**** GIVEN DATA ****

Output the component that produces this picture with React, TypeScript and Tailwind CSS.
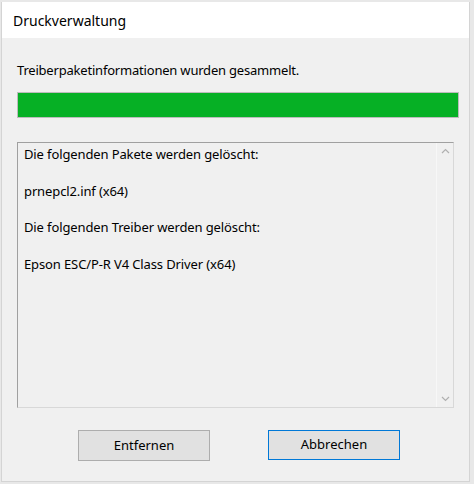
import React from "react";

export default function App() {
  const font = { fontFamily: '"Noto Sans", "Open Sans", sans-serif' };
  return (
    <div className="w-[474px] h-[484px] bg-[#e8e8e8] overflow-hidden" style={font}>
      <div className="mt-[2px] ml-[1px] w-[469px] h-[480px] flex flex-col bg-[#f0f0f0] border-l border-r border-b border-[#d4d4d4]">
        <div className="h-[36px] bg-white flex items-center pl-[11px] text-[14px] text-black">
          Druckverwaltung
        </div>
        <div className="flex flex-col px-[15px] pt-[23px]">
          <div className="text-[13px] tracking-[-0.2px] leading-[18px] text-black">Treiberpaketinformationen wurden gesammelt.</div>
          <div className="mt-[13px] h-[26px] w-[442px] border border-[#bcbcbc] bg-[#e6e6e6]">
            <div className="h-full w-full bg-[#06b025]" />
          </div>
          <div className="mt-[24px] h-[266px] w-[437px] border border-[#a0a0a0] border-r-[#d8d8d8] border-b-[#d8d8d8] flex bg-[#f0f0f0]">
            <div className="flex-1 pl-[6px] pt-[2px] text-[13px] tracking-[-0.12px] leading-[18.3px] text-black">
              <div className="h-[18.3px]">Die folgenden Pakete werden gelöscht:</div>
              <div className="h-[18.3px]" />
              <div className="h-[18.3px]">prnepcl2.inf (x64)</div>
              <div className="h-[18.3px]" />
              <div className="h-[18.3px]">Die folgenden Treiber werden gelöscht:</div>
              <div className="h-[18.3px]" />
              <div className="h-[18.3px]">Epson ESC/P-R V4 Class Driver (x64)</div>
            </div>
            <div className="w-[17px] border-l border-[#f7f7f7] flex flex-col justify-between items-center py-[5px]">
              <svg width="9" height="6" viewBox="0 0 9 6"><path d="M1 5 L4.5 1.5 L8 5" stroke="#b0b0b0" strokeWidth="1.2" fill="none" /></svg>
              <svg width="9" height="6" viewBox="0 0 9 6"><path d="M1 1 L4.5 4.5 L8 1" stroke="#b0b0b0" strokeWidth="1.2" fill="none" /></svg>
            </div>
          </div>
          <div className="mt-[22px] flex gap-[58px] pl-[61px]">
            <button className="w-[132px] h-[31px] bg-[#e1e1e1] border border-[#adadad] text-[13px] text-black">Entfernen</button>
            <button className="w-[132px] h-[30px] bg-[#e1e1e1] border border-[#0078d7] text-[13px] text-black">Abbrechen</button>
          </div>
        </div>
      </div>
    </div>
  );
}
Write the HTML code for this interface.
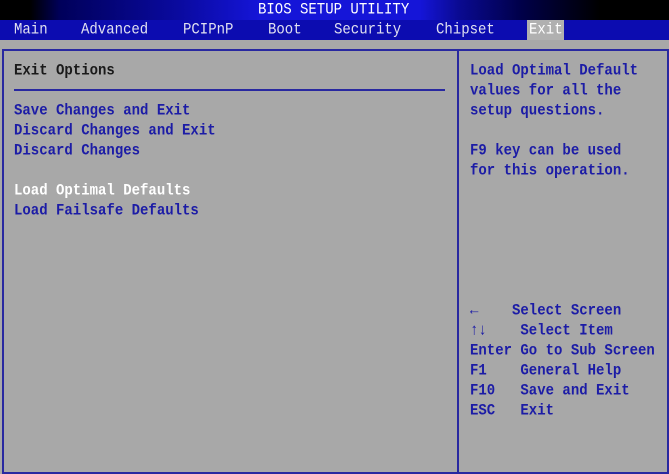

****

[TASK DETAILS] Quote the data above in full, leaving out the pictures it holds.

[SOLVED EXERCISE]
Output the component that produces this picture with React, TypeScript and Tailwind CSS.
import React from "react";

export default function App() {
  const font = { fontFamily: '"Noto Sans", "Open Sans", sans-serif' };
  return (
    <div className="w-[474px] h-[484px] bg-[#e8e8e8] overflow-hidden" style={font}>
      <div className="mt-[2px] ml-[1px] w-[469px] h-[480px] flex flex-col bg-[#f0f0f0] border-l border-r border-b border-[#d4d4d4]">
        <div className="h-[36px] bg-white flex items-center pl-[11px] text-[14px] text-black">
          Druckverwaltung
        </div>
        <div className="flex flex-col px-[15px] pt-[23px]">
          <div className="text-[13px] tracking-[-0.2px] leading-[18px] text-black">Treiberpaketinformationen wurden gesammelt.</div>
          <div className="mt-[13px] h-[26px] w-[442px] border border-[#bcbcbc] bg-[#e6e6e6]">
            <div className="h-full w-full bg-[#06b025]" />
          </div>
          <div className="mt-[24px] h-[266px] w-[437px] border border-[#a0a0a0] border-r-[#d8d8d8] border-b-[#d8d8d8] flex bg-[#f0f0f0]">
            <div className="flex-1 pl-[6px] pt-[2px] text-[13px] tracking-[-0.12px] leading-[18.3px] text-black">
              <div className="h-[18.3px]">Die folgenden Pakete werden gelöscht:</div>
              <div className="h-[18.3px]" />
              <div className="h-[18.3px]">prnepcl2.inf (x64)</div>
              <div className="h-[18.3px]" />
              <div className="h-[18.3px]">Die folgenden Treiber werden gelöscht:</div>
              <div className="h-[18.3px]" />
              <div className="h-[18.3px]">Epson ESC/P-R V4 Class Driver (x64)</div>
            </div>
            <div className="w-[17px] border-l border-[#f7f7f7] flex flex-col justify-between items-center py-[5px]">
              <svg width="9" height="6" viewBox="0 0 9 6"><path d="M1 5 L4.5 1.5 L8 5" stroke="#b0b0b0" strokeWidth="1.2" fill="none" /></svg>
              <svg width="9" height="6" viewBox="0 0 9 6"><path d="M1 1 L4.5 4.5 L8 1" stroke="#b0b0b0" strokeWidth="1.2" fill="none" /></svg>
            </div>
          </div>
          <div className="mt-[22px] flex gap-[58px] pl-[61px]">
            <button className="w-[132px] h-[31px] bg-[#e1e1e1] border border-[#adadad] text-[13px] text-black">Entfernen</button>
            <button className="w-[132px] h-[30px] bg-[#e1e1e1] border border-[#0078d7] text-[13px] text-black">Abbrechen</button>
          </div>
        </div>
      </div>
    </div>
  );
}
Write the HTML code for this interface.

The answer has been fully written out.